Diastema

In my mouth, my two center teeth hang forever estranged 

Dying to meet one another  

(But it will never happen because  

The time it will take my two teeth  

To meet is infinite)  

This is the lapse in between my teeth  

It is called a diastema  

One possible cause says that it can result  

When a person’s teeth are too small for their  

Jaw bone  

Some say this is genetic  

As in my grandmother didn’t want to be confined  

In the slightest  

She has one a bit thicker than mine  

My mother had one  

Slightly larger than both the spaces between  

My grandma’s and mine combined  

Like my mom, her lapse was the real rebellious kind  

But for health reasons, she closed it with braces  

Yet still I hold this legacy in my mouth  

My gap is remembrance  

A muscle memory of sorts  

A spatial reminder that I carry my grandma and mom in me always 

No matter the distance  

My gap is diasporic  

Complicated and separate  

Yet still so connected despite the immense space and time in between 

The teeth on either side of my gap look at each other and say  “I feel

like I’ve known you my whole life”  

It took me an intermittent series of seventeen years  

To smile with my mouth opened  

If you looked, you could find countless photos of my lips 

Pressed together, attempting to smile, holding back a secret  

The secret? That I was too insecure  

And uncomfortable to hold space for myself  

So instead I suppressed my teeth behind my lips 

In hopes that I would appear good-looking  

In turn the suppression only made me look  

More uncomfortable within myself  

My gap does the thing that makes me nervous  

She brings attention to me  

Any sliver of laughter and there she is  

Front row and center  

Chuckling at anything she can make out  

From silly puns to clever roasts  

I can’t hide her no matter how hard I try  

I speak and she gives me away  

I say words that end in a -th  

And the force of the -th starts on the inside of my mouth 

And ends up pushing air through her  

Tickling her body playfully on the way out 

Sometimes, as in all the time  

I stick my tongue in between her just because I can  I drink

liquids and suck sharply to fill her if only for a second  This

lets her know I have not forgotten about her  I call this

apology  

Forgive me hollow gap  

For my shallowness  

I kept my mouth shut  

Leaving you lonely and trapped in the dark  

With no room to be yourself  

It did not make sense to me how  

Something so small could have made herself so immense and vast 

How something so narrow could have made herself so open 

Hollow gap, you are willing entryway  

In the cave of my mouth  

You are perpetually delayed lapse in time  

You welcome the pushing and exiting that happen through you 

You put me to shame 

Continuously  

Boundless lapse, you understand what it means to be vulnerable 

And to know that eventually everything will come and go  If you

give it the space to

Stephanie Dinsae is a poet and Black Classicist from the Bronx. She is a 2019 Smith College graduate and has received an MFA degree in Poetry with a Joint Concentration in Literary Translation from Columbia University’s School of the Arts. Stephanie often writes poetry about shame, Greco-Roman myth as it relates to Blackness and her own life, video games, and the flexibility/fallibility of memory. 

Artist Statement:

I am fascinated by shame and the ways it transforms into pride and confidence, if you give it a chance to. 

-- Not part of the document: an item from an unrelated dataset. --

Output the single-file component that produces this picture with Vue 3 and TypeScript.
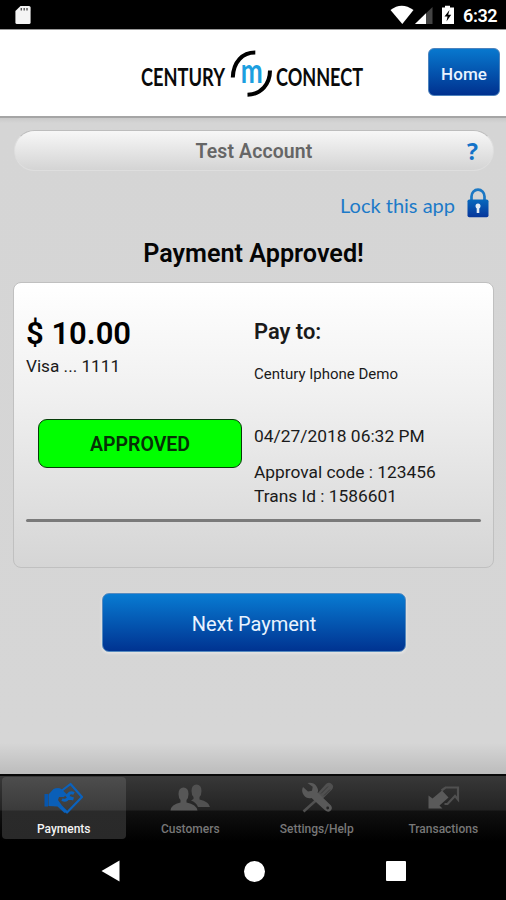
<script setup lang="ts">
import { ref } from 'vue'

type TabId = 'payments' | 'customers' | 'settings' | 'transactions'

const tabs: { id: TabId; label: string }[] = [
  { id: 'payments', label: 'Payments' },
  { id: 'customers', label: 'Customers' },
  { id: 'settings', label: 'Settings/Help' },
  { id: 'transactions', label: 'Transactions' },
]
const active = ref<TabId>('payments')
</script>

<template>
  <div class="screen">
    <div class="status">
      <svg class="sd" width="16" height="20" viewBox="0 0 16 20">
        <path d="M5.500 1H14a1.600 1.600 0 0 1 1.600 1.600v14.800A1.600 1.600 0 0 1 14 19H2A1.600 1.600 0 0 1 .4 17.400V6z" fill="#f4f4f4" />
        <path d="M6.300 3v2.500M9.200 3v2.500M12 3v2.500" stroke="#555" stroke-width="1.400" />
      </svg>
      <svg class="signals" width="66" height="22" viewBox="390 4 66 22">
        <path d="M390.500 10q11-8.500 23 0L402.300 24z" fill="#fff" />
        <path d="M432.500 7v17H415z" fill="#444" />
        <path d="M426 13.200V24H415z" fill="#fff" />
        <path d="M442 7.500h3V5.800h5v1.700h4V24h-12z" fill="#fff" />
        <path d="M449.500 10l-5 6.500h3l-1 5 4.700-6.700h-3z" fill="#000" />
      </svg>
      <span class="clock">6:32</span>
    </div>

    <header class="header">
      <svg class="logo" width="226" height="52" viewBox="0 0 226 52">
        <g transform="translate(2 38) scale(.75 1)">
          <text class="word" textLength="112" lengthAdjust="spacingAndGlyphs">CENTURY</text>
        </g>
        <g transform="translate(137 38) scale(.75 1)">
          <text class="word" textLength="116" lengthAdjust="spacingAndGlyphs">CONNECT</text>
        </g>
        <g transform="translate(101.800 34.800) scale(.75 1)">
          <text class="mark" textLength="29.300" lengthAdjust="spacingAndGlyphs">m</text>
        </g>
        <path d="M93.800 29.500C94.300 14 103.500 4.500 116.300 4.600M131 22.500C131 36 122 46.500 108.500 46.800" fill="none" stroke="#000" stroke-width="4" />
      </svg>
      <button class="home">Home</button>
    </header>

    <main class="content">
      <div class="account">
        <span>Test Account</span>
        <b class="help">?</b>
      </div>
      <div class="lock">
        <span>Lock this app</span>
        <svg width="22" height="30" viewBox="0 0 22 30">
          <defs>
            <linearGradient id="lockFill" x1="0" y1="0" x2="0" y2="1">
              <stop offset="0" stop-color="#0868bd" />
              <stop offset="1" stop-color="#06359a" />
            </linearGradient>
          </defs>
          <path d="M4.500 13V8.500a6.500 6.800 0 0 1 13 0V13" fill="none" stroke="#1c78c4" stroke-width="2.700" />
          <rect x=".5" y="11.500" width="21" height="17.800" rx="1.800" fill="url(#lockFill)" />
          <circle cx="11" cy="18" r="2.500" fill="#e4ecf5" />
          <path d="M11 18v7" stroke="#e4ecf5" stroke-width="2.600" />
        </svg>
      </div>
      <h1 class="title">Payment Approved!</h1>

      <section class="card">
        <div class="details">
          <div class="left">
            <div class="amount">$ 10.00</div>
            <div class="visa">Visa ... 1111</div>
            <div class="approved">APPROVED</div>
          </div>
          <div class="right">
            <div class="payto">Pay to:</div>
            <div class="merchant">Century Iphone Demo</div>
            <div class="date">04/27/2018 06:32 PM</div>
            <div class="code">Approval code : 123456</div>
            <div class="trans">Trans Id : 1586601</div>
          </div>
        </div>
        <div class="rule"></div>
      </section>

      <button class="next">Next Payment</button>
    </main>

    <nav class="tabs">
      <div v-for="tab in tabs" :key="tab.id" class="tab" :class="{ on: tab.id === active }" @click="active = tab.id">
        <svg v-if="tab.id === 'payments'" class="icon" width="44" height="32" viewBox="42 782 44 32">
          <path d="M44.500 794h3.500v12.500h-3.500z" fill="#0756ae" />
          <path d="M48.500 794.500l5-5.500q5-2 8.500.5l4.500 4.500-2.500 3h-5l-1 3 4 5.500 5.500 5.500-3 2-7-6.500-9-.5z" fill="#0a5fb8" />
          <path d="M62 790.500l8.500-6.500L82 797l-15 15.500-6-5" fill="none" stroke="#0b62bd" stroke-width="2.200" stroke-linejoin="round" />
          <path d="M74 793.500c-3.500-2-6 .2-5.700 2.700s-2 5.300-6.300 3.300M66 794.500l3 3 4.500 1.500" fill="none" stroke="#0862be" stroke-width="3" />
        </svg>
        <svg v-else-if="tab.id === 'customers'" class="icon" width="44" height="32" viewBox="169 782 44 32">
          <path d="M192.500 791q0-6.500 5-6.500t5 6.500q0 4-2 6v2.500q9.500 2 10.500 7.500h-12q-2-5-7-6.500l2.500-1.500V797q-2-2-2-6z" fill="#515151" />
          <path d="M179.500 794q0-6.500 5-6.500t5 6.500q0 4-2 6v2.500q10 2 11 8h-27q.5-6 10-8V800q-2-2-2-6z" fill="#575757" />
        </svg>
        <svg v-else-if="tab.id === 'settings'" class="icon" width="44" height="32" viewBox="295 782 44 32">
          <path d="M303.500 811.500l14-12.500" stroke="#505050" stroke-width="2.600" />
          <path d="M317 794l9-10q3-2.500 5.700 0t.3 5.500l-9.500 9.500z" fill="#505050" />
          <path d="M321 793.500l7-7M324 795.500l6-6" stroke="#3a3a3a" stroke-width="1" />
          <path d="M307.500 783q6-1 8.800 3t1.200 6.500L331 805.500q2 3-.5 5.200t-5.500-.4L311.500 798q-5 1-7.800-3t-.7-8l5 4.500 4-.7.700-4z" fill="#595959" />
          <circle cx="327.700" cy="808" r="1.400" fill="#262626" />
        </svg>
        <svg v-else class="icon" width="44" height="32" viewBox="421 782 44 32">
          <path d="M441.500 790.500l4-3h12.500v12l-3-3.500-7.500 8h-3" fill="none" stroke="#505050" stroke-width="2.200" />
          <path d="M428.500 795.500l4 3 9.500-8 6.500 7-9 8 3 3h-14z" fill="#5a5a5a" />
        </svg>
        <span>{{ tab.label }}</span>
      </div>
    </nav>

    <div class="system">
      <svg width="20" height="22" viewBox="0 0 20 22"><path d="M18.500 .5v21L.5 11z" fill="#fff" /></svg>
      <i class="circle"></i>
      <i class="square"></i>
    </div>
  </div>
</template>

<style>
body { margin: 0; background: #000; }
</style>

<style scoped>
.screen { width: 506px; height: 900px; display: flex; flex-direction: column; overflow: hidden; background: #000; font-family: Roboto, "Liberation Sans", sans-serif; color: #1a1a1a; }
.screen * { box-sizing: border-box; }
svg { display: block; flex: none; }
button { font-family: inherit; padding: 0; color: #e9f3ff; }
.status { height: 29px; flex: none; display: flex; align-items: center; padding: 0 9px 0 15px; }
.sd { margin-top: 1px; }
.signals { margin: 1px 7px 0 auto; }
.clock { width: 34px; font-size: 18px; font-weight: 600; line-height: 20px; margin-top: 3px; color: #fff; white-space: nowrap; letter-spacing: -.4px; }
.header { height: 89px; flex: none; background: #fff; border-top: 1px solid #999; border-bottom: 2px solid #a5a5a5; display: flex; align-items: flex-start; justify-content: space-between; padding: 18px 6px 0 139px; }
.word { font: 700 25.500px Lato, "Open Sans", sans-serif; fill: #0a0a0a; }
.mark { font: 700 34px Lato, "Open Sans", sans-serif; fill: #1c9fe0; }
.home { width: 72px; height: 48px; border: 1px solid #4d83bd; border-radius: 6px; background: linear-gradient(#0878ce, #00318f); font-size: 17px; font-weight: 500; padding-top: 3px; letter-spacing: .1px; }
.content { height: 656px; flex: none; background: linear-gradient(#c9c9c9 0, #d5d5d5 5px, #d6d6d6 625px, #bcbcbc 100%); display: flex; flex-direction: column; padding: 12px 12px 0 13px; }
.account { height: 41px; flex: none; margin: 0 0 0 1px; display: grid; grid-template-columns: 1fr auto 1fr; align-items: center; border-radius: 21px; background: linear-gradient(#f7f7f7, #d4d4d4); border: 1px solid #dedede; border-top-color: #bdbdbd; font-size: 19.400px; font-weight: 600; color: #666; }
.account span { grid-column: 2; letter-spacing: .15px; padding-top: 1px; }
.help { justify-self: end; margin-right: 15px; font: 700 23px "Open Sans", sans-serif; color: #1473c8; }
.lock { height: 30px; margin: 17px 5px 0 0; display: flex; justify-content: flex-end; align-items: center; gap: 12px; color: #1c7ac8; font: 20px Lato, "Open Sans", sans-serif; }
.lock span { margin-top: 4px; }
.title { margin: 21px 0 0; height: 30px; line-height: 30px; font-size: 25.200px; font-weight: 600; text-align: center; color: #050505; }
.card { height: 286px; flex: none; margin-top: 13px; padding: 0 12px; border: 1px solid #c0c0c0; border-radius: 8px; background: linear-gradient(#fff, #f0f0f0 40%, #d5d5d5); }
.details { display: flex; height: 236px; white-space: nowrap; }
.left { width: 228px; }
.amount { margin-top: 32px; height: 38px; line-height: 38px; font-size: 31px; font-weight: 600; color: #000; }
.visa { margin-top: 3px; height: 20px; line-height: 20px; font-size: 17.200px; }
.approved { margin: 43px 0 0 12px; width: 204px; height: 49px; line-height: 49px; text-align: center; border: 1.500px solid #063b08; border-radius: 9px; background: #0f0; font-size: 19.500px; font-weight: 600; color: #063006; }
.payto { margin-top: 36px; height: 26px; line-height: 26px; font-size: 21.900px; font-weight: 600; }
.merchant { margin-top: 19px; height: 20px; line-height: 20px; font-size: 15px; }
.date { margin-top: 41px; height: 22px; line-height: 22px; font-size: 17.400px; }
.code { margin-top: 13px; height: 24px; line-height: 24px; font-size: 17.350px; }
.trans { height: 24px; line-height: 24px; font-size: 17.350px; }
.rule { height: 3px; background: #7a7a7a; border-radius: 2px; }
.next { width: 304px; height: 59px; margin: 25px 0 0 89px; padding-top: 2px; border: 1px solid #568abf; border-radius: 7px; background: linear-gradient(#087bd2, #003391); box-shadow: 0 1px 2px 1px #e2e2e2; font-size: 20px; }
.tabs { height: 72px; flex: none; display: grid; grid-template-columns: repeat(4, 126.500px); border-top: 2px solid #080808; background: linear-gradient(#383838, #232323 34px, #101010 35px, #000 66px); padding-top: 1px; }
.tab { display: flex; flex-direction: column; align-items: center; margin: 0 1px 0 2px; height: 62px; border-radius: 4px; padding-top: 5px; font-size: 12px; color: #777; font-weight: 500; }
.tab span { margin-top: 8px; line-height: 14px; }
.on { background: linear-gradient(#4d4d4d, #3b3b3b 33px, #2a2a2a 34px, #292929); color: #f4f4f4; }
.system { height: 54px; flex: none; display: grid; grid-template-columns: 20px 20px 20px; column-gap: 122.500px; align-items: center; padding: 0 0 4px 101px; }
.circle { width: 21px; height: 21px; border-radius: 50%; background: #fff; }
.square { width: 20px; height: 20px; border-radius: 1px; background: #fff; }
</style>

I inherited a lot of shame through my differences — feeling as if I were unwanted because of my skin color or my hair texture or the gap in my mouth. “Diastema” is a love letter, an apology to my heritage, an apology to my deliberate features that make me who I am. I write to a younger self, who would be floored

by how far we have come in our confidence and acceptance. At the time of writing this piece, I had yet to meet my 

grandmother in person. After having met her, however, I know that even with all the distance, I can just look in the 

mirror, smile widely, and watch her appear. Writing about my gap reminded me that I am so deeply tied

to a lineage of women with unmatched passion and beautiful, bright grins.